Environmental Engineering Program


First Advisor

Bruce Dvorak

Date of this Version



Hanna, S.M. (2017). Benchmarking the Energy Intensity of Small Nebraska Wastewater Treatment Plants (Master's Thesis). Department of Civil Engineering, University of Nebraska-Lincoln. Retrieved from UNL Digital Commons (Post URL Here).


A THESIS Presented to the Faculty of The Graduate College at the University of Nebraska In Partial Fulfillment of Requirements For the Degree of Master of Science, Major: Environmental Engineering, Under the Supervision of Professor Bruce I. Dvorak. Lincoln, Nebraska: July, 2017

Copyright (c) 2017 Steven M. Hanna


To help small communities improve the energy efficiency of their wastewater treatment plants, this study created energy benchmarking models for small wastewater plants serving populations of 10,000 or less and having average flows less than 1.5 million gallons per day (MGD). The purpose of these models is to allow comparisons among plants of similar type and size, identify what factors most significantly impact energy usage, and predict potential savings from changes in key plant characteristics.

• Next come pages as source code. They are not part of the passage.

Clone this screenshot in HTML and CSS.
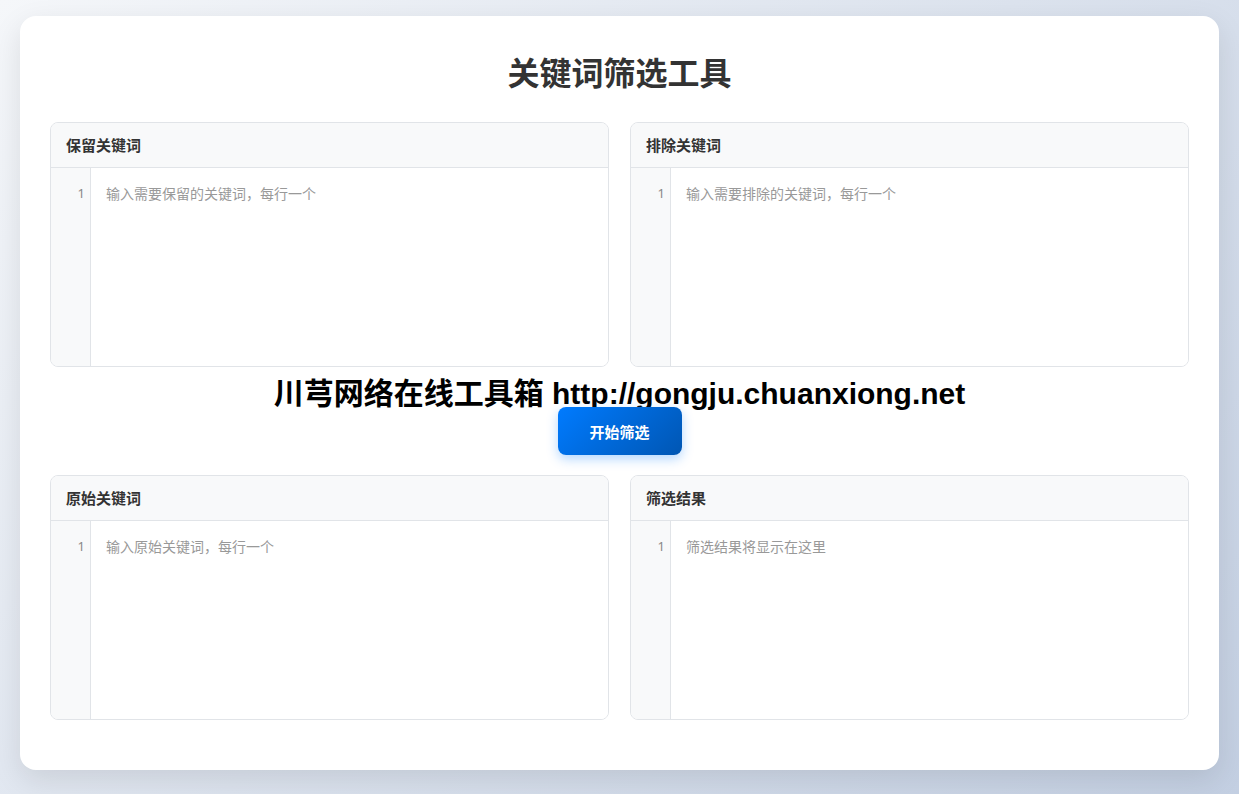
FILE: index.html
```html
<!DOCTYPE html>
<html lang="zh-CN">
<head>
  <meta charset="UTF-8">
  <meta name="viewport" content="width=device-width, initial-scale=1.0">
  <title>关键词筛选工具</title>
  <link rel="stylesheet" href="styles.css">
</head>
<body>
  <div class="container">
    <h1>关键词筛选工具</h1>

    <div class="panel-grid">
      <div class="panel">
        <div class="panel-header">保留关键词</div>
        <div class="editor">
          <div class="gutter">1</div>
          <textarea class="editor-input" placeholder="输入需要保留的关键词，每行一个"></textarea>
        </div>
      </div>
      <div class="panel">
        <div class="panel-header">排除关键词</div>
        <div class="editor">
          <div class="gutter">1</div>
          <textarea class="editor-input" placeholder="输入需要排除的关键词，每行一个"></textarea>
        </div>
      </div>
    </div>

    <div class="actions">
      <div class="watermark">川芎网络在线工具箱 http://gongju.chuanxiong.net</div>
      <button class="filter-button">开始筛选</button>
    </div>

    <div class="panel-grid">
      <div class="panel">
        <div class="panel-header">原始关键词</div>
        <div class="editor">
          <div class="gutter">1</div>
          <textarea class="editor-input" placeholder="输入原始关键词，每行一个"></textarea>
        </div>
      </div>
      <div class="panel">
        <div class="panel-header">筛选结果</div>
        <div class="editor">
          <div class="gutter">1</div>
          <textarea class="editor-input" placeholder="筛选结果将显示在这里" readonly></textarea>
        </div>
      </div>
    </div>
  </div>
</body>
</html>
```

FILE: styles.css
```css
body {
  font-family: "Noto Sans CJK SC", "Noto Sans", sans-serif;
  margin: 0;
  padding: 16px 20px 25px;
  min-height: 100vh;
  box-sizing: border-box;
  background: linear-gradient(135deg, #f5f7fa 0%, #c3cfe2 100%);
  color: #333;
}

.container {
  background: #fff;
  border-radius: 16px;
  padding: 36px 30px 50px;
  box-shadow: 0 10px 30px rgba(0, 0, 0, 0.1);
}

h1 {
  margin: 0 0 32px;
  font-size: 32px;
  line-height: 38px;
  font-weight: 700;
  text-align: center;
  color: #333;
}

.panel-grid {
  display: grid;
  grid-template-columns: 1fr 1fr;
  gap: 21px;
}

.panel {
  border: 1px solid #e1e4e8;
  border-radius: 8px;
  overflow: hidden;
}

.panel-header {
  background: #f8f9fa;
  border-bottom: 1px solid #e1e4e8;
  padding: 12px 15px;
  font-size: 15px;
  line-height: 20px;
  font-weight: 700;
  color: #333;
}

.editor {
  display: flex;
  height: 198px;
}

.gutter {
  flex-shrink: 0;
  background: #f8f9fa;
  border-right: 1px solid #e1e4e8;
  padding: 15px 5px 0 0;
  box-sizing: border-box;
  width: 40px;
  text-align: right;
  font-family: "Noto Sans", sans-serif;
  font-size: 13px;
  line-height: 20px;
  color: #888;
}

.editor-input {
  flex: 1;
  border: none;
  outline: none;
  resize: none;
  padding: 15px;
  margin: 0;
  font-family: "Noto Sans CJK SC", "Noto Sans", sans-serif;
  font-size: 14px;
  line-height: 20px;
  color: #333;
  background: #fff;
}

.editor-input::placeholder {
  color: #999;
}

.actions {
  display: flex;
  flex-direction: column;
  align-items: center;
  margin: 20px 0;
}

.watermark {
  height: 20px;
  line-height: 14px;
  font-family: "Liberation Sans", "Noto Sans CJK SC", sans-serif;
  font-size: 30px;
  font-weight: 700;
  color: #000;
  white-space: nowrap;
}

.filter-button {
  width: 124px;
  height: 48px;
  border: none;
  border-radius: 8px;
  background: linear-gradient(135deg, #007bff, #0056b3);
  color: #fff;
  font-family: "Noto Sans CJK SC", sans-serif;
  font-size: 15px;
  font-weight: 700;
  cursor: pointer;
  box-shadow: 0 4px 12px rgba(0, 123, 255, 0.3);
}
```
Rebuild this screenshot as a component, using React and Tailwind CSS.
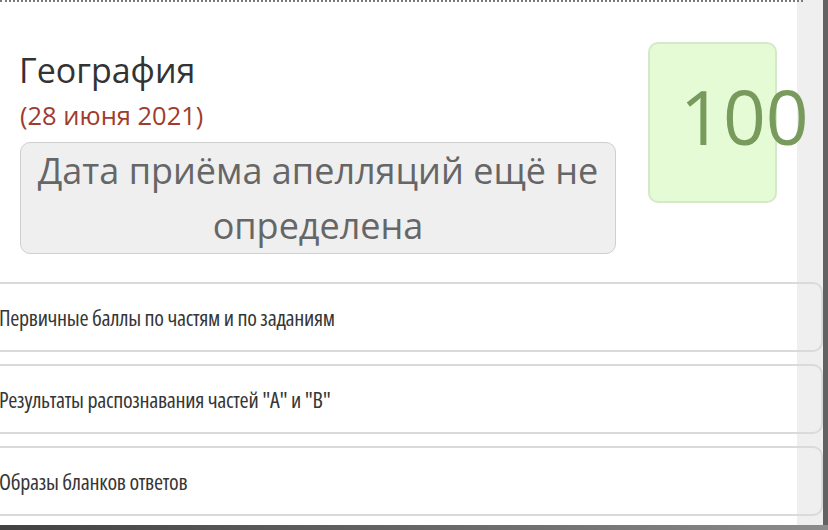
export default function App() {
  const rows = [
    'Первичные баллы по частям и по заданиям',
    'Результаты распознавания частей "A" и "B"',
    'Образы бланков ответов',
  ];
  return (
    <div className="relative h-[530px] w-[828px] overflow-hidden bg-[linear-gradient(to_right,#ffffff_797px,#efefef_797px,#efefef_823px,#626262_823px)] font-['Open_Sans',sans-serif]">
      <div className="flex h-[525px] flex-col">
        <div className="h-[2px] w-[803px] border-t-2 border-dotted border-[#7a7a7a]" />
        <div className="flex items-start gap-8 pl-5 pt-10">
          <div className="flex w-[596px] flex-col pt-2">
            <h2 className="-ml-px text-[34px] leading-[40px] text-[#333]">География</h2>
            <div className="mt-[10px] text-[25.5px] leading-[30px] text-[#a03c2c]">(28 июня 2021)</div>
            <div className="mt-3 rounded-[10px] border border-[#cfcfcf] bg-[#efefef] text-center text-[36px] leading-[55px] text-[#666]">
              Дата приёма апелляций ещё не
              <br />
              определена
            </div>
          </div>
          <div className="h-[161px] w-[129px] rounded-[10px] border-2 border-[#d6e8ca] bg-[#e5fbd6] pl-[30px]">
            <div className="whitespace-nowrap pt-[27px] text-[75px] leading-[90px] text-[#789a5c]">100</div>
          </div>
        </div>
        <div className="-ml-5 mt-7 flex w-[843px] flex-col gap-3">
          {rows.map((r) => (
            <div
              key={r}
              className="flex h-[70px] items-center rounded-[10px] border-2 border-[#dadada] pl-[17px] text-[22px] font-[450] leading-[30px] tracking-[-0.3px] text-[#363636] font-stretch-condensed"
            >
              {r}
            </div>
          ))}
        </div>
      </div>
      <div className="h-[5px] bg-gradient-to-r from-[#424242] to-[#8c8c8c]" />
    </div>
  );
}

Energy usage and plant data from 83 small, mechanical wastewater plants in Nebraska were collected and used to create energy benchmarking models. Data obtained from the Pennsylvania Department of Environmental Protection on 71 small Pennsylvania wastewater plants were also used for modeling and comparisons among the two states. The development of these benchmarking equations was modeled off the American Water Works Association Research Foundation and ENERGY STAR models for large wastewater treatment plants. Separate models were created by state with an overall model created for all plant types, as well as models based off the three most common plant types (extended aeration, oxidation ditch, sequencing batch reactor).

The models predict either intensity (MWh/MG) or usage (kWh/year) for both electric use only and total energy use. Key variables found in most models include extended aeration plant type, supplemental energy usage for sludge treatment, average flow, percent design flow, climate controlled floor area, effluent ammonia-nitrogen, and influent carbonaceous biochemical oxygen demand (CBOD). The resulting models suggest that the variability of effluent NH3-N limits may be a more important parameter in determining energy usage than influent and effluent CBOD for small plants. Like past studies, flow was found to explain much of the variation in energy use. Some variables that have not shown up as significant in previous studies may only be significant for small plants. These include climate controlled floor area, supplemental energy usage for sludge treatment, and presence of dewatering equipment. Some variables, such as automatic DO controls, thought to be significant, were found not to be significant. Differences between the Nebraska and Pennsylvania models suggest these types of models may be more region specific.